LONG POND, Pa. (AP) — Kyle Busch usually wakes up around 8 a.m. or so on race day and just waits until he's needed for a meet-and-greet before he slips into the No. 18 Toyota.
But if he's up, he may as well as qualify before lunch. And if he wins the pole, well, he may as well go win the race.
Busch was the biggest benefactor in NASCAR's decision to try a reduced weekend Cup schedule at Pocono Raceway. NASCAR ditched the traditional practice and qualifying sessions on Friday and drivers made their run at the pole just a few hours before the start of Sunday's race. Busch won the pole and won a race for the first time this season.
"I wouldn't mind more days like that," Busch said. "With my Xfinity and Truck efforts getting cut back more and more each year, that's going to be more Fridays at home with my son. That's going to be more fun for us drivers."
NASCAR will try the two-day show again this week at Watkins Glen and Oct. 29 at Martinsville.
Pocono threw an infield fan festival on Friday night and a solid crowd turned out to watch Dale Earnhardt Jr ., Ryan Blaney, Kyle Larson, Kurt Busch, Martin Truex Jr., Daniel Suarez and Michael McDowell have fun participating in lip sync battles, cooking showdowns and the like.
Watkins Glen is holding its own fan fest and a country music concert Friday night.
The real benefit to the skinny schedule is that teams can save money and spend more time at home. The cash and days off add up over the course of one of the more grueling schedules in sports. Plus, it's hardly worth it for tracks to open the gates anymore on Fridays to draw a crowd not much larger than a minor league baseball game.
Here is the real reason.
Kyle Larson, the top young driver in the sport, lost Target last week as his sponsor in 2018. Kenseth, Danica Patrick, Kurt Busch and Kasey Kahne are among the drivers with uncertain futures because of various sponsor issues. With TV ratings and attendance flatlining, teams are struggling to put together multiyear deals with a committed corporate backer that will fund the program
"I think the traditional model is going to go extinct soon, and it could be argued that it's here right now," 2012 champion Brad Keselowski said. "The traditional model (of just) being a consumer brand sponsor that just wants to see a car out there with their name out it will go extinct in the next couple years. That's not always a bad thing. There's other models that work and have proven to be successful."

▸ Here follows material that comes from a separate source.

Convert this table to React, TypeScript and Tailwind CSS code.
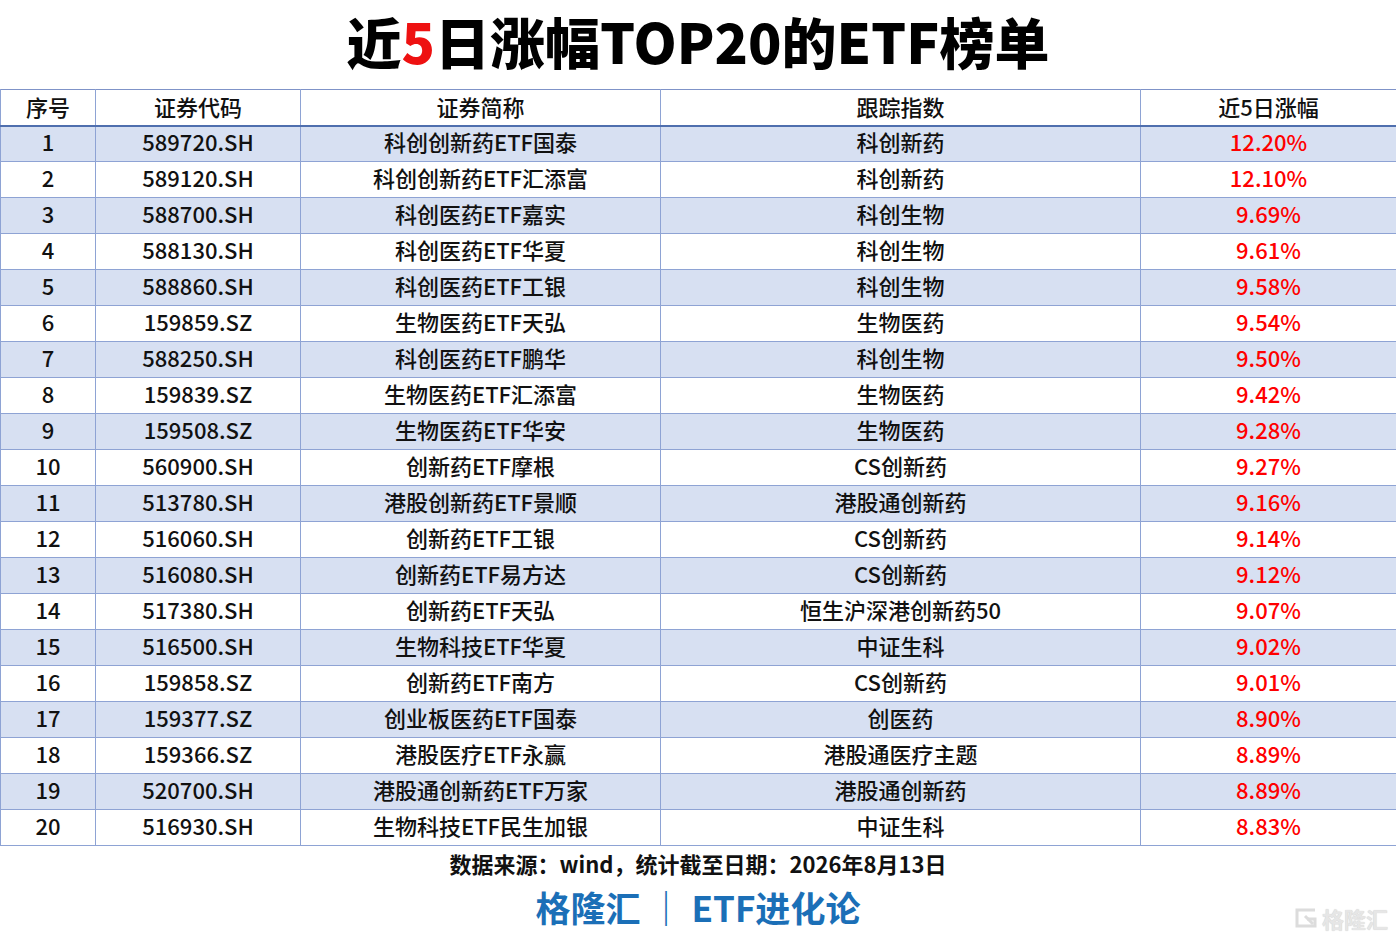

Let me clue you corporate whores at NASCAR in to a little secret.
People want to see real racing.
I know, who'da thunk it, right?
We don't like having the rules twisted so that all we ever see are 200 mph parades.
Go back to run what ya brung, let the talent speak for itself and back the fuck away from the feminization of a traditionally male dominated sport targeting a predominantly male audience.
It's that fucking simple you morons.